Perhaps the most significant portions of the collection are the images of scores of steamboats that proved vital to the region's economic recovery in the decades of Reconstruction and the subsequent prosperity that sustained Natchez as one of Mississippi's most important cities well into the twentieth century. Despite their familiarity and importance to commerce in mid-continent America throughout the Victorian and Edwardian era, many of these vessels were never captured on negatives or film, and the Normans’ photographs remain, in some cases, the only surviving images of them, especially since steamboats were notoriously prone to natural or man-made disasters and might only last a few years or less.
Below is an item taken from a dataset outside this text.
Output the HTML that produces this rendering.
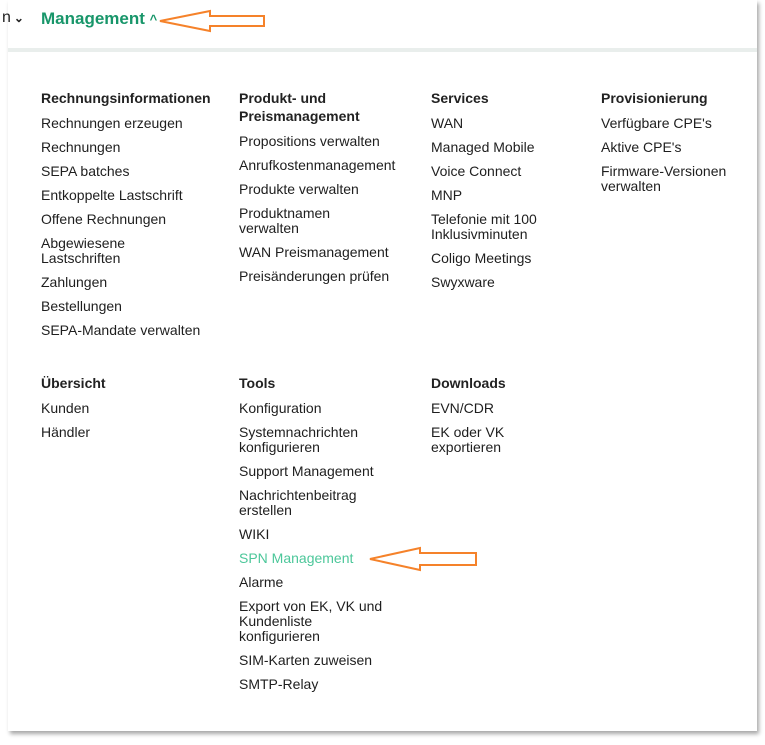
<!DOCTYPE html>
<html><head><meta charset="utf-8"><style>
body{margin:0;width:765px;height:745px;background:#fff;position:relative;overflow:hidden;font-family:"Liberation Sans",sans-serif;color:#1e1e1e}
.panel{position:absolute;left:8px;top:0;width:749px;height:731px;background:#fff;box-shadow:2px 3px 4px rgba(0,0,0,.35)}
.sep{position:absolute;left:8px;top:48px;width:749px;height:4px;background:#e9eeec}
.col{position:absolute;font-size:14px}
.col h4{margin:0 0 9px;font-size:14px;line-height:18px;font-weight:bold;color:#222}
.col div{line-height:15px;margin-bottom:9px}
.g{color:#4cc79a}
</style></head><body>
<div class="panel"></div>
<div class="sep"></div>
<div style="position:absolute;left:2px;top:9px;font-size:16px;">n<span style="font-size:12px;font-weight:bold;margin-left:3px">&#8964;</span></div>
<div style="position:absolute;left:41px;top:9px;font-size:17px;font-weight:bold;color:#18966a">Management <span style="font-size:13px;font-weight:bold">^</span></div>
<svg style="position:absolute;left:158px;top:9px" width="110" height="24"><path d="M2 12 L52 2 L52 7 L106 7 L106 17 L52 17 L52 22 Z" fill="none" stroke="#f5822a" stroke-width="2"/></svg>
<svg style="position:absolute;left:368px;top:546px" width="112" height="26"><path d="M2 13 L52 2 L52 7 L108 7 L108 19 L52 19 L52 24 Z" fill="none" stroke="#f5822a" stroke-width="2"/></svg>

<div class="col" style="left:41px;top:89px;width:185px">
<h4>Rechnungsinformationen</h4>
<div>Rechnungen erzeugen</div><div>Rechnungen</div><div>SEPA batches</div><div>Entkoppelte Lastschrift</div><div>Offene Rechnungen</div><div>Abgewiesene<br>Lastschriften</div><div>Zahlungen</div><div>Bestellungen</div><div>SEPA-Mandate verwalten</div>
</div>
<div class="col" style="left:239px;top:89px;width:180px">
<h4>Produkt- und<br>Preismanagement</h4>
<div>Propositions verwalten</div><div>Anrufkostenmanagement</div><div>Produkte verwalten</div><div>Produktnamen<br>verwalten</div><div>WAN Preismanagement</div><div>Preisänderungen prüfen</div>
</div>
<div class="col" style="left:431px;top:89px;width:160px">
<h4>Services</h4>
<div>WAN</div><div>Managed Mobile</div><div>Voice Connect</div><div>MNP</div><div>Telefonie mit 100<br>Inklusivminuten</div><div>Coligo Meetings</div><div>Swyxware</div>
</div>
<div class="col" style="left:601px;top:89px;width:150px">
<h4>Provisionierung</h4>
<div>Verfügbare CPE's</div><div>Aktive CPE's</div><div>Firmware-Versionen<br>verwalten</div>
</div>

<div class="col" style="left:41px;top:374px;width:185px">
<h4>Übersicht</h4>
<div>Kunden</div><div>Händler</div>
</div>
<div class="col" style="left:239px;top:374px;width:180px">
<h4>Tools</h4>
<div>Konfiguration</div><div>Systemnachrichten<br>konfigurieren</div><div>Support Management</div><div>Nachrichtenbeitrag<br>erstellen</div><div>WIKI</div><div class="g">SPN Management</div><div>Alarme</div><div>Export von EK, VK und<br>Kundenliste<br>konfigurieren</div><div>SIM-Karten zuweisen</div><div>SMTP-Relay</div>
</div>
<div class="col" style="left:431px;top:374px;width:160px">
<h4>Downloads</h4>
<div>EVN/CDR</div><div>EK oder VK<br>exportieren</div>
</div>
</body></html>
The Norman Studio captured a great variety of steamboats that served the Natchez landing; these ranged from small family vessels that served local plantations and landings along the river to regional packet lines of two or three boats that made runs several times a week to cities such as Vicksburg, Greenville, Bayou Sara, and St. Joseph, Louisiana; and finally, the grand floating palaces of the biggest companies on the river like the Anchor Line and the Southern Transportation Company, operating regularly between New Orleans and St. Louis or Cincinnati. Henry C. Norman was often invited aboard the ships to photograph the lavish and humble cabins, dining rooms, decks, engine rooms, smokestacks, and crews. In the days before the construction of the Natchez-Vidalia Bridge in 1940, the Normans also documented the various ferryboats and tugs that regularly connected the twin towns on both banks of the Mississippi.

A similar charge might be made about much of the built environment of Natchez that has been subject to dramatic change during the twentieth century. Much of the surviving visual documentation of commercial and residential buildings in and around Natchez and farther afield lost to alterations, demolition, or disasters can be found in the Norman Studio's production. Included in this must also be the visual record of the former city of Bayou Sara, Louisiana, south of Natchez, abandoned in 1927 in favor of the higher ground of St. Francisville after repeated inundations such as that year's Great Mississippi Flood made habitation along the river's course impracticable.

==Photographic Methods==
The Norman Studio was proficient in many types of photography as the medium evolved. They include:
- Daguerreotypes
- Ferrotypes
- Wet and dry glass-plate collodion negatives
- Film negatives

==Publications==
- Gandy, Joan and Thomas H. Norman’s Natchez: An Early Photographer and his Town (Jackson: University Press of Mississippi, 1978).
- ________. Natchez Victorian Children: Photographic Portraits, 1865-1915 (Myrtle Beach: Myrtle Beach Press, 1981).
- ________. The Mississippi Steamboat Era in Historic Photographs: Natchez to New Orleans, 1870-1920 (New York: Dover, 1987).
- ________. Natchez Landmarks, Lifestyles, and Leisure (Mount Pleasant, SC: Arcadia, 1999).
- ________. Natchez City Streets Revisited (Mount Pleasant, SC: Arcadia, 1999).